Specifically, I think that total power factor [tpf] is the combination of displacement power factor (caused by old school things things like inductive loads) and harmonic power factor [hpf] (caused by things like switching power supplies).

So, if the charger is generating harmonics of a type and level that would matter, as a side-effect it should have a lower power factor than spec'ed 95+%.

Of course, if the charger is broken, it doesn't matter what the spec says. And, /if/ everything else is right, but a simple blower motor won't start -- it is pretty clear the charger is bad. That isn't a particularly sensitive load and I can't imagine a marketable product being designed to cause such problems when operating correctly.

The experiments suggested, especially lowering the output charging current (which is free to try), seem like really interesting ideas to me.
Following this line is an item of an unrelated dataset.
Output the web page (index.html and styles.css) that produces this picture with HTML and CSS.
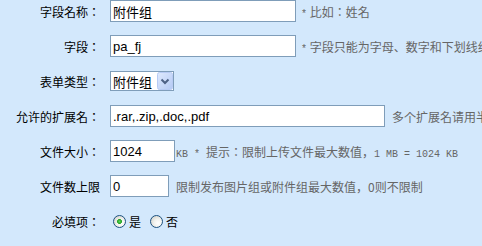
FILE: index.html
```html
<!DOCTYPE html>
<html lang="zh-CN">
<head>
    <meta charset="UTF-8">
    <title>字段设置</title>
    <link rel="stylesheet" href="styles.css">
</head>
<body>
    <div class="form">
        <div class="row">
            <label class="label">字段名称：</label>
            <input type="text" class="text name" value="附件组">
            <span class="tip"><span class="mono">*</span> 比如：姓名</span>
        </div>
        <div class="row">
            <label class="label">字段：</label>
            <input type="text" class="text name" value="pa_fj">
            <span class="tip"><span class="mono">*</span> 字段只能为字母、数字和下划线组成</span>
        </div>
        <div class="row">
            <label class="label">表单类型：</label>
            <span class="select">
                <select>
                    <option>附件组</option>
                </select>
                <svg class="arrow" width="16" height="18" viewBox="0 0 16 18">
                    <defs>
                        <linearGradient id="btn" x1="0" y1="0" x2="1" y2="1">
                            <stop offset="0" stop-color="#dfeafe"/>
                            <stop offset="1" stop-color="#b4c9f4"/>
                        </linearGradient>
                    </defs>
                    <rect x="0.5" y="0.5" width="15" height="17" rx="2" fill="url(#btn)" stroke="#b8cbf4"/>
                    <path d="M4.5 7.5 L8 11 L11.5 7.5" fill="none" stroke="#4d6185" stroke-width="2"/>
                </svg>
            </span>
        </div>
        <div class="row">
            <label class="label">允许的扩展名：</label>
            <input type="text" class="text ext" value=".rar,.zip,.doc,.pdf">
            <span class="tip wide">多个扩展名请用半角逗号隔开</span>
        </div>
        <div class="row">
            <label class="label">文件大小：</label>
            <input type="text" class="text size" value="1024">
            <span class="tip near"><span class="mono">KB * </span>提示：限制上传文件最大数值，<span class="mono">1 MB = 1024 KB</span></span>
        </div>
        <div class="row">
            <label class="label">文件数上限</label>
            <input type="text" class="text count" value="0">
            <span class="tip wide">限制发布图片组或附件组最大数值，0则不限制</span>
        </div>
        <div class="row">
            <label class="label">必填项：</label>
            <span class="radios">
                <label class="choice"><input type="radio" name="required" checked>是</label>
                <label class="choice"><input type="radio" name="required">否</label>
            </span>
        </div>
    </div>
</body>
</html>
```

FILE: styles.css
```css
html, body {
    margin: 0;
    overflow: hidden;
}

body {
    background-color: #d3e8fc;
    font-family: "Noto Sans CJK JP", sans-serif;
    font-feature-settings: "locl" 0;
    font-size: 12px;
    color: #000;
}

.form {
    display: flex;
    flex-direction: column;
    gap: 13px;
    white-space: nowrap;
}

.row {
    display: flex;
    align-items: center;
    height: 22px;
}

.row > * {
    flex: none;
}

.label {
    width: 100px;
    margin-right: 10px;
    text-align: right;
}

.text {
    box-sizing: border-box;
    height: 22px;
    margin: 0;
    padding: 0 2px;
    border: 1px solid #7f9db9;
    background: #fff;
    font-family: "Liberation Sans", "Noto Sans CJK SC", sans-serif;
    font-size: 13px;
    color: #000;
    outline: none;
}

.name { width: 186px; }
.ext { width: 275px; }
.size { width: 65px; }
.count { width: 59px; }

.tip {
    margin-left: 5px;
    color: #666;
}

.tip.wide { margin-left: 7px; }
.tip.near { margin-left: 1px; }

.mono {
    font-family: "Liberation Mono", monospace;
    font-size: 10px;
}

.select {
    position: relative;
    display: inline-block;
    height: 20px;
}

.select select {
    box-sizing: border-box;
    width: 64px;
    height: 20px;
    margin: 0;
    padding: 0 0 0 2px;
    border: 1px solid #7f9db9;
    border-radius: 0;
    background: #fff;
    font-family: "Noto Sans CJK SC", sans-serif;
    font-size: 13px;
    color: #000;
    appearance: none;
    -webkit-appearance: none;
}

.arrow {
    position: absolute;
    right: 1px;
    top: 1px;
    pointer-events: none;
}

.radios {
    display: flex;
    align-items: center;
    margin-left: 3px;
}

.choice {
    display: flex;
    align-items: center;
    margin-right: 9px;
    font-size: 12px;
}

.choice input {
    appearance: none;
    -webkit-appearance: none;
    box-sizing: border-box;
    width: 13px;
    height: 13px;
    margin: 0 3px 0 0;
    border: 1px solid #1c5180;
    border-radius: 50%;
    background: radial-gradient(circle at 65% 65%, #ffffff 0%, #f2f2ee 40%, #c9c9c0 100%);
}

.choice input:checked {
    background: radial-gradient(circle, #5fd85f 0%, #21a121 28%, transparent 32%),
                radial-gradient(circle at 65% 65%, #ffffff 0%, #f2f2ee 40%, #c9c9c0 100%);
}
```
Without knowing the delta of the voltage (even RMS) at the fan between the various power sources this is just speculation. The generator may have a low voltage output, the frequency may be off. this is always going to result in a lower voltage at the fan when the charger is running. A 12 k generator if it is functioning correctly has basically the same current supply as shore power unless this is a hundred amp supply which I doubt.

Just grab a hairdryer and discharge the batteries at the dock with the charger turned off. When the batteries are down 10% fire up the charger and the air conditioner. If the fan starts you have a generator problem but you might be able to create a workaround by reprogramming the charger.

On every boat I have had, the air conditioning was on a totally different circuit, not connected to the battery charger or inverter in anyway. On my current boat it is 220 V. I can shut off the battery charger entirely as well as the inverter and still run the air conditioning.

This sounds to me like a problem between a ground and neutral. I had this problem on our current boat shortly after buying. The previous owner had crossed the neutral and ground on the icemaker. When motoring, and when the icemaker was being powered by the inverter, I would get a polarity error, and no working icemaker. However, if I flicked the selector switch to generator, from shore power, The icemaker would power up when underway. When I switched the selector switch back to shore, I would again get a polarity air and the icemaker would stop working.

The electrician who found the issue said that when the selector switch was set to generator, the missing Ground was provided by the generator.

Good luck,
Gordon

Knucklehead mechanical engr here. Cool to have some EE's here, indeed. Instead of debating harmonics and power factor (yes I know some of that stuff), I'd put a DVM on motor leads and see what the volts are when it is in stalled condition.